L’astronomie spectaculaire : explorations historiques et expérimentales de l’expérience visuelle et spatiale des planétariums (XIXe-XXIe siècles) 

 

Research project

within the programme iCAVS (Interdisciplinary Cluster for the Advancement of Visual Studies) 

Principal investigator: Charlotte Bigg (CNRS, Centre Alexandre Koyré, Paris)

Second Principal investigator: Kurt Vanhoutte (University of Antwerp)

 

Membres de l’équipe 

Eric Joris (new media artist /CREW, Bruxelles) 

Prof. David Aubin ( l’Université Pierre et Marie Curie, Paris / Institut de mathématiques de Jussieu) 

Dr. Nele Wynants (Université Libre de Bruxelles / University of Antwerp)

Dr. Sébastien Soubiran (Jardin des Sciences, Université de Strasbourg) 

Prof. Maaike Bleeker (Theatre Studies & Media and Culture Studies, Utrecht University).  

 

Duration: 01/01/2014 - 31/12/2015

 

Objectives

 

The objective of this project is to bring together an international, interdisciplinary group of researchers from the human, social, and exact sciences as well as artists, visual technicians and planetarium professionals to investigate the history, present state and future of popular astronomical spectacles. Through an historical study and experimental digital reconstruction of planetarium performances since the early 19th century, we want to analyse a particularly important locus where spatial and visual cultures of modernity were elaborated and experienced at the intersection of science, technology and spectacle.  
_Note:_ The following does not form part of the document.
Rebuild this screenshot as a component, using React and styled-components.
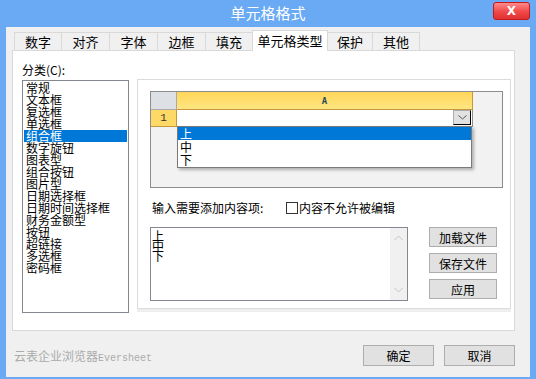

We look into the material and technological characteristics of these devices, their social and cultural context but also their perception and experience by different audiences. Thereby we also seek to develop new approaches and methodologies for studying visual cultures : science performances are a perfect object to initiate a conversation between history of science and performance studies, fields that have mostly ignored each other so far. 

Integrating perspectives from art history, cultural studies and theory, communication and museum studies, this conversation will sharpen thinking about, e.g. the performativity of images, how to analyse their experience and if and how they stimulate belief. The experimental component explores the value of digital reconstructions of historical devices for academic investigation in fields related to visual studies and provides an opening to public thinking about these issues, including about their practical implementation for science communication in or as future planetariums.